The bottleneck distance is controlled by the single worst match; the Wasserstein distance accumulates all matches. Both are available in PersistenceDiagrams.jl:

circle1 = add_noise(sphere(80, dim = 2), 0.05)
circle2 = add_noise(sphere(80, dim = 2), 0.10)

res1 = ripserer(Rips(circle1), dim_max = 1)
res2 = ripserer(Rips(circle2), dim_max = 1)

if !isempty(res1[2]) && !isempty(res2[2])
    d_bottle = Bottleneck()(res1[2], res2[2])
    d_wass = Wasserstein()(res1[2], res2[2])
    println("Bottleneck distance: ", round(d_bottle, digits = 4))
    println("Wasserstein distance: ", round(d_wass, digits = 4))
end
Bottleneck distance: 0.1101
Wasserstein distance: 0.1606

8.8 The full pipeline

Let us finish with a noisy torus:

torus_cloud = add_noise(torus(200), 0.05)
result_torus = ripserer(Rips(torus_cloud; threshold = 3.0), dim_max = 2)

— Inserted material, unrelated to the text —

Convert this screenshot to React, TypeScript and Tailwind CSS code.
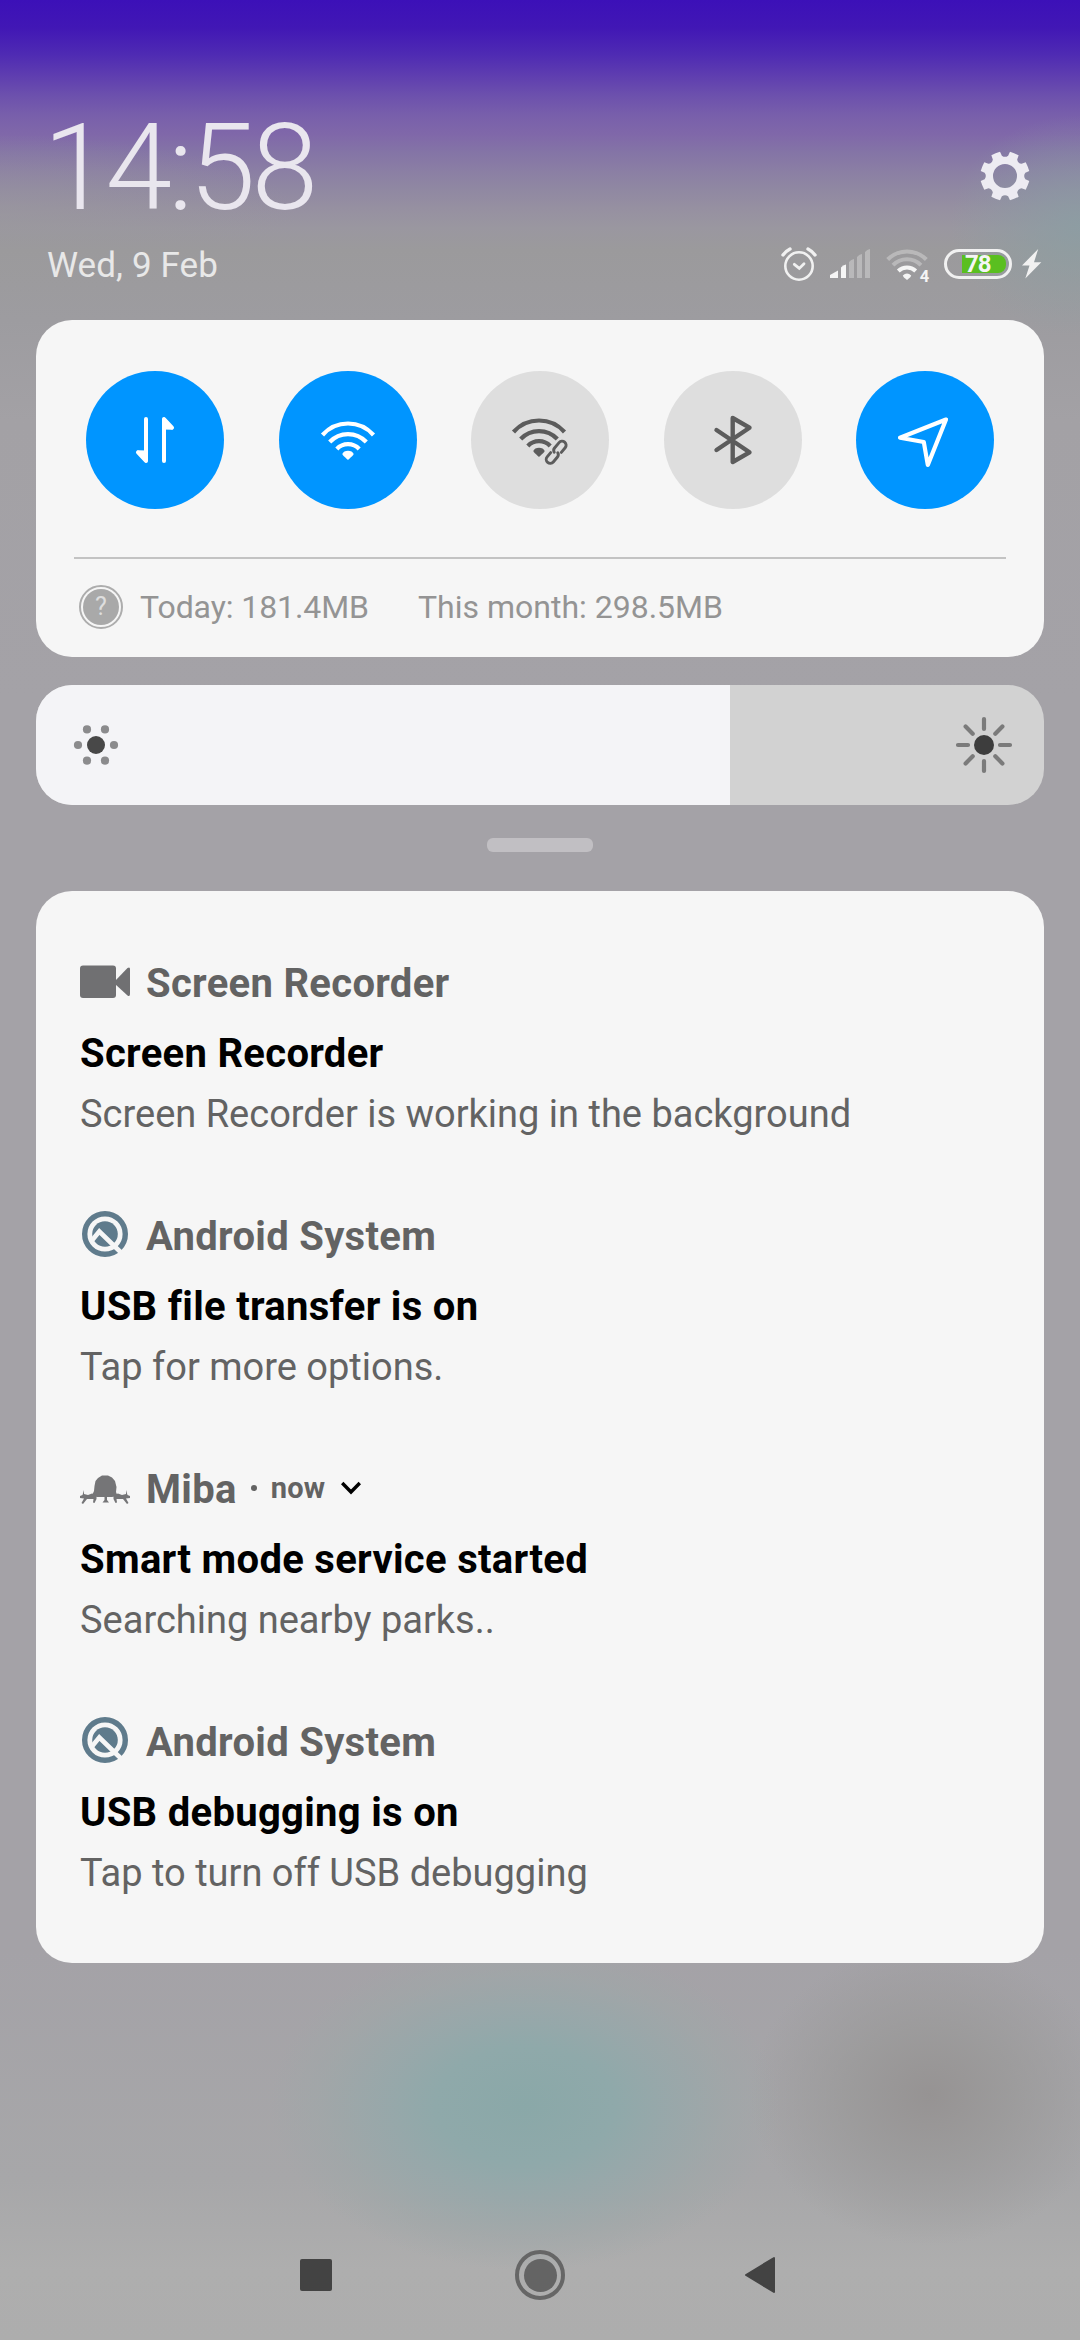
import type { ReactNode } from "react";

const gearPath = (() => {
  const pts: string[] = [];
  for (let i = 0; i < 8; i++) {
    const mid = (i * Math.PI) / 4 + Math.PI / 8;
    const p = (a: number, r: number) => `${(24 + r * Math.cos(a)).toFixed(2)} ${(24 + r * Math.sin(a)).toFixed(2)}`;
    pts.push(`${i === 0 ? "M" : "L"}${p(mid - 0.24, 20.6)}`);
    pts.push(`L${p(mid - 0.19, 24.8)}`);
    pts.push(`Q${p(mid, 24.8)} ${p(mid + 0.19, 24.8)}`);
    pts.push(`L${p(mid + 0.24, 20.6)}`);
    pts.push(`Q${p(mid + Math.PI / 8, 18)} ${p(mid + Math.PI / 4 - 0.24, 20.6)}`);
  }
  return pts.join("") + "ZM36 24A12 12 0 1 0 12 24A12 12 0 1 0 36 24Z";
})();

function Gear() {
  return (
    <svg width="48" height="48" viewBox="0 0 48 48" className="overflow-visible">
      <path d={gearPath} fill="#edebf2" fillRule="evenodd" />
    </svg>
  );
}

function Alarm() {
  return (
    <svg width="36" height="36" viewBox="782 246 36 36" fill="none" stroke="#f1f1f1" strokeLinecap="round">
      <circle cx="800" cy="266" r="13.7" strokeWidth="2.6" />
      <path d="M784 255Q787 251 791 249M816 255Q813 251 809 249" strokeWidth="3.4" />
      <path d="M795.3 264.3L800.3 268.4L805 263.8" strokeWidth="2.8" />
    </svg>
  );
}

function Signal() {
  return (
    <svg width="40" height="30" viewBox="831 249 40 30" fill="#f5f5f5">
      <path d="M831 278V275L839 270.500V278Z" />
      <path d="M842 278V267.500Q844 265 847 264.500V278Z" />
      <path opacity=".33" d="M850 278V262Q852 259.500 855 259V278ZM858 278V257Q860 254.500 863 254V278ZM866 278V252Q868 249.500 871 249V278Z" />
    </svg>
  );
}

function StatusWifi() {
  return (
    <svg width="44" height="40" viewBox="887 248 44 40" className="overflow-visible" fill="none" stroke="#f5f5f5">
      <path opacity=".33" strokeWidth="4" d="M888.700 259.500A27 27 0 0 1 927.300 259.500M894 265.200A19.500 19.500 0 0 1 922 265.200" />
      <path strokeWidth="4" d="M899.300 271A12.500 12.500 0 0 1 916.700 271" />
      <path fill="#f5f5f5" stroke="none" d="M903.800 275.500Q908 271.500 912.200 275.500Q912 277 908 280Q904 277 903.800 275.500Z" />
      <text x="920.800" y="282" fill="#f5f5f5" stroke="none" fontSize="16.500" fontWeight="700" fontFamily="Roboto">4</text>
    </svg>
  );
}

function Bolt() {
  return (
    <svg width="20" height="30" viewBox="0 0 20 30">
      <path fill="#f1f1f1" d="M16.200 0L0 16.500H7.500L3.300 29.500L19.300 13.300H12Z" />
    </svg>
  );
}

function DataIcon() {
  return (
    <svg width="138" height="138" viewBox="86 371 138 138" fill="none" stroke="#fff" strokeWidth="4" strokeLinecap="round" strokeLinejoin="round">
      <path d="M146 419V461L138 452.500" />
      <path d="M146 461V452L138 451.800ZM164 419V428L172 428.200Z" fill="#fff" strokeWidth="3" />
      <path d="M164 461V419L172 427.500" />
    </svg>
  );
}

function WifiArcs({ cx, cy, color }: { cx: number; cy: number; color: string }) {
  return (
    <g transform={`translate(${cx} ${cy})`} fill="none" stroke={color} strokeWidth="4.200">
      <path d="M-25.500 -24.500A34 34 0 0 1 25.500 -24.500M-18.300 -17.500A25 25 0 0 1 18.300 -17.500M-11.200 -10.500A15.300 15.300 0 0 1 11.200 -10.500" />
      <path fill={color} stroke="none" d="M-5.700 -5.500C-4.500 -10 4.500 -10 5.700 -5.500C5.500 -4 2 -1.500 0 0.500C-2 -1.500 -5.500 -4 -5.700 -5.500Z" />
    </g>
  );
}

function WifiIcon() {
  return (
    <svg width="138" height="138" viewBox="278 371 138 138">
      <WifiArcs cx={347} cy={459.500} color="#fff" />
    </svg>
  );
}

function HotspotIcon() {
  return (
    <svg width="138" height="138" viewBox="470 371 138 138" fill="none">
      <WifiArcs cx={538} cy={456.500} color="#5c5c5c" />
      <g transform="translate(555 452.500) rotate(-50)">
        <path d="M-13 -6.500H15V6.500H-13Z" fill="#dedede" />
        <g stroke="#5c5c5c" strokeWidth="2.900" strokeLinecap="round">
          <path d="M-3.500 -4H-9A4 4 0 0 0 -9 4H-2.500Q0 4 1 1.500" />
          <path d="M3.500 4H9.500A4 4 0 0 0 9.500 -4H2.500Q0 -4 -1 -1.500" />
        </g>
      </g>
    </svg>
  );
}

function BluetoothIcon() {
  return (
    <svg width="138" height="138" viewBox="663 371 138 138" fill="none" stroke="#5c5c5c" strokeWidth="4.400" strokeLinecap="round" strokeLinejoin="round">
      <path d="M715.500 430L748.500 452.300L731.700 462V418L748.500 427.700L715.500 450" />
    </svg>
  );
}

function LocationIcon() {
  return (
    <svg width="138" height="138" viewBox="856 371 138 138" fill="none" stroke="#fff" strokeWidth="4.200" strokeLinejoin="round">
      <path d="M946 419.500L900 437.700L923.800 442L927.800 465Z" />
    </svg>
  );
}

function LowSun() {
  return (
    <svg width="46" height="42" viewBox="-23 -21 46 42" fill="#8b8b8d">
      <circle r="9" fill="#484848" />
      <circle cx="-18" r="4.100" />
      <circle cx="18" r="4.100" />
      <circle cx="-9" cy="-15.600" r="4.100" />
      <circle cx="9" cy="-15.600" r="4.100" />
      <circle cx="-9" cy="15.600" r="4.100" />
      <circle cx="9" cy="15.600" r="4.100" />
    </svg>
  );
}

function HighSun() {
  return (
    <svg width="58" height="58" viewBox="-29 -29 58 58" stroke="#7b7b7b" strokeWidth="4.200" strokeLinecap="round">
      <circle r="10" fill="#3d3d3d" stroke="none" />
      <path d="M0 -16V-26M0 16V26M-16 0H-26M16 0H26M-11.300 -11.300L-18.400 -18.400M11.300 -11.300L18.400 -18.400M-11.300 11.300L-18.400 18.400M11.300 11.300L18.400 18.400" />
    </svg>
  );
}

function Camera() {
  return (
    <svg width="50" height="50" viewBox="80 957 50 50" fill="#707072">
      <rect x="80" y="965.500" width="36" height="32.500" rx="3" />
      <path d="M115 981L127.500 968Q130 966.500 130 969V994Q130 997 127.500 995.500L115 984Z" />
    </svg>
  );
}

function AndroidQ() {
  return (
    <svg width="50" height="50" viewBox="80 1209 50 50">
      <circle cx="105" cy="1233" r="20.300" fill="none" stroke="#5f7b8c" strokeWidth="5.400" />
      <circle cx="105" cy="1233" r="12.800" fill="#5f7b8c" />
      <path d="M91.500 1240L99.300 1230.500L121 1251.500" fill="none" stroke="#f6f6f6" strokeWidth="4.600" strokeLinejoin="miter" />
    </svg>
  );
}

function Tree() {
  return (
    <svg width="50" height="50" viewBox="80 1463 50 50" fill="#757577">
      <path d="M98 1478L102 1475.500H108L112 1477.500L115 1481L116.500 1487L116 1492L117.500 1496L112 1497H107V1500L109 1502.500H102.500L104.500 1500V1497H97L92 1495.500L94 1491L94.500 1486L95.500 1481Z" />
      <path d="M84 1490V1494L88 1495L92 1493.500L96.500 1495V1499L94.500 1503L93 1502.500L93.500 1499L87 1499L83 1504L81.500 1503L84 1498.500L80 1498V1496L82.500 1495Z" />
      <path d="M126 1490V1494L122 1495L118 1493.500L113.500 1495V1499L115.500 1503L117 1502.500L116.500 1499L123 1499L127 1504L128.500 1503L126 1498.500L130 1498V1496L127.500 1495Z" />
    </svg>
  );
}

function Toggle({ on = false, children }: { on?: boolean; children: ReactNode }) {
  return (
    <button className={`block size-[138px] rounded-full ${on ? "bg-[#0095ff]" : "bg-[#dedede]"}`}>{children}</button>
  );
}

type Note = { icon: ReactNode; app: string; title: string; body: string; time?: string };

const notes: Note[] = [
  { icon: <Camera />, app: "Screen Recorder", title: "Screen Recorder", body: "Screen Recorder is working in the background" },
  { icon: <AndroidQ />, app: "Android System", title: "USB file transfer is on", body: "Tap for more options." },
  { icon: <Tree />, app: "Miba", time: "now", title: "Smart mode service started", body: "Searching nearby parks.." },
  { icon: <AndroidQ />, app: "Android System", title: "USB debugging is on", body: "Tap to turn off USB debugging" },
];

function Notification({ note }: { note: Note }) {
  return (
    <article className="flex h-[253px] flex-col pl-11 pt-[36px]">
      <header className="flex h-[50px] items-center">
        {note.icon}
        <h2 className="ml-4 pt-1 text-[40px] leading-[50px] font-bold tracking-[0.300px] text-[#636363]">{note.app}</h2>
        {note.time && (
          <div className="flex items-center">
            <span className="ml-[14px] size-[6px] rounded-full bg-[#636363]" />
            <span className="ml-[14px] text-[29px] leading-[50px] font-bold tracking-[0.200px] text-[#636363]">{note.time}</span>
            <svg className="ml-4" width="20" height="14" viewBox="0 0 20 14" fill="none" stroke="#000" strokeWidth="3.400">
              <path d="M1.200 2L10 11L18.800 2" />
            </svg>
          </div>
        )}
      </header>
      <h3 className="mt-[22px] text-[40px] leading-[50px] font-bold tracking-[0.300px] text-black">{note.title}</h3>
      <p className="mt-[10px] text-[38px] leading-[50px] text-[#636363]">{note.body}</p>
    </article>
  );
}

export default function App() {
  return (
    <div className="flex h-[2340px] w-[1080px] flex-col overflow-hidden bg-[radial-gradient(ellipse_255px_165px_at_525px_2105px,#8aa8a8_0%,#8fa9aa_35%,#96a8aae6_55%,#9ea7a899_80%,#a5a6a800_100%),radial-gradient(ellipse_180px_150px_at_930px_2095px,#969393_0%,#9a9999cc_45%,#a4a2a700_100%),radial-gradient(ellipse_130px_110px_at_1080px_225px,#8a9ea3cc_0%,#8a9ea300_100%),radial-gradient(ellipse_300px_80px_at_0px_215px,#9b9a9c80_0%,#9b9a9c00_100%),linear-gradient(180deg,#3c10b8_0px,#4117b5_28px,#4f2bb3_55px,#5e3db0_75px,#6c50ad_95px,#785fab_115px,#8068a9_135px,#8474a6_152px,#8b7fa4_172px,#9088a2_190px,#9690a1_208px,#9a97a0_228px,#9b9a9c_250px,#9d9ca0_320px,#a3a1a5_420px,#a4a2a7_700px,#a4a2a7_1950px,#a7a7a9_2180px,#aeaeae_2270px,#adadad_2340px)] font-['Roboto',sans-serif]">
      <header className="flex h-[320px] shrink-0 justify-between pl-[47px]">
        <div className="flex flex-col">
          <time className="mt-[98px] -ml-[4px] text-[120px] leading-[140px] font-light tracking-[-4.100px] text-[#e9e6ee]">14:58</time>
          <span className="mt-[6px] text-[35px] leading-[44px] tracking-[0.1px] text-[#e8e8e8]">Wed, 9 Feb</span>
        </div>
        <div className="flex flex-col items-end pr-[38px]">
          <div className="mt-[152px] mr-[13px]">
            <Gear />
          </div>
          <div className="mt-[46px] flex h-9 items-center">
            <Alarm />
            <div className="ml-[13px]"><Signal /></div>
            <div className="mt-2 ml-4"><StatusWifi /></div>
            <div className="ml-[14px] flex h-[30px] w-[68px] items-center rounded-full border-[3px] border-[#f1f1f1] pl-[15px]">
              <div className="flex h-[18px] w-11 items-center rounded-r-[8px] bg-[#5abf20] pl-[3px] text-[24px] leading-[28px] font-bold tracking-[-1px] text-[#f5f5f5]">78</div>
            </div>
            <div className="ml-[10px]"><Bolt /></div>
          </div>
        </div>
      </header>

      <section className="mx-9 h-[337px] shrink-0 rounded-[36px] bg-[#f6f6f6]">
        <div className="flex justify-between px-[50px] pt-[51px]">
          <Toggle on><DataIcon /></Toggle>
          <Toggle on><WifiIcon /></Toggle>
          <Toggle><HotspotIcon /></Toggle>
          <Toggle><BluetoothIcon /></Toggle>
          <Toggle on><LocationIcon /></Toggle>
        </div>
        <div className="mx-[38px] mt-12 h-[2px] bg-[#c3c3c3]" />
        <div className="mt-[26px] flex h-[44px] items-center pl-[43px] text-[32px] text-[#949494]">
          <div className="flex size-[44px] items-center justify-center rounded-full border-2 border-[#adadad]">
            <span className="flex size-9 items-center justify-center rounded-full bg-[#a9a9a9] text-[25px] text-[#dedede]">?</span>
          </div>
          <span className="ml-[17px] tracking-[-0.080px]">Today: 181.4MB</span>
          <span className="ml-[49px]">This month: 298.5MB</span>
        </div>
      </section>

      <div className="mx-9 mt-7 flex h-[120px] shrink-0 overflow-hidden rounded-[36px] bg-[#d2d2d2]">
        <div className="flex w-[694px] items-center bg-[#f4f4f7] pl-[37px]"><LowSun /></div>
        <div className="flex flex-1 items-center justify-end pr-[31px]"><HighSun /></div>
      </div>

      <div className="mt-[33px] h-[14px] w-[106px] shrink-0 self-center rounded-[6px] bg-[#c1bfc3]" />

      <main className="mx-9 mt-[39px] h-[1072px] shrink-0 rounded-[36px] bg-[#f6f6f6] pt-[30px]">
        {notes.map((note, i) => <Notification key={i} note={note} />)}
      </main>

      <nav className="mt-[286px] flex h-[52px] shrink-0 items-center pl-[300px]">
        <div className="size-8 rounded-[2px] bg-[#434343]" />
        <div className="ml-[183px] flex size-[50px] items-center justify-center rounded-full border-4 border-[#666]">
          <div className="size-[33px] rounded-full bg-[#646464]" />
        </div>
        <svg className="ml-[179px]" width="32" height="38" viewBox="0 0 32 38" fill="#434343" stroke="#434343" strokeWidth="2" strokeLinejoin="round">
          <path d="M2 19L30 2V36Z" />
        </svg>
      </nav>
    </div>
  );
}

barcode_plot(result_torus)

A torus has \(\beta_0 = 1\), \(\beta_1 = 2\), and \(\beta_2 = 1\). In the barcode, look for one long bar in \(H_0\), two long bars in \(H_1\), and one long bar in \(H_2\).

8.9 Summary

In this chapter we learned to:

  • compute Vietoris-Rips persistence with Ripserer.jl;
  • compute cubical persistence on gridded data;
  • visualize diagrams and barcodes with TDAplots.jl;
  • turn diagrams into persistence images;
  • compare diagrams with bottleneck and Wasserstein distances.

These tools form the computational backbone of TDA in Julia. In the next chapters, we will use them inside larger workflows for clustering, visualization, and applications.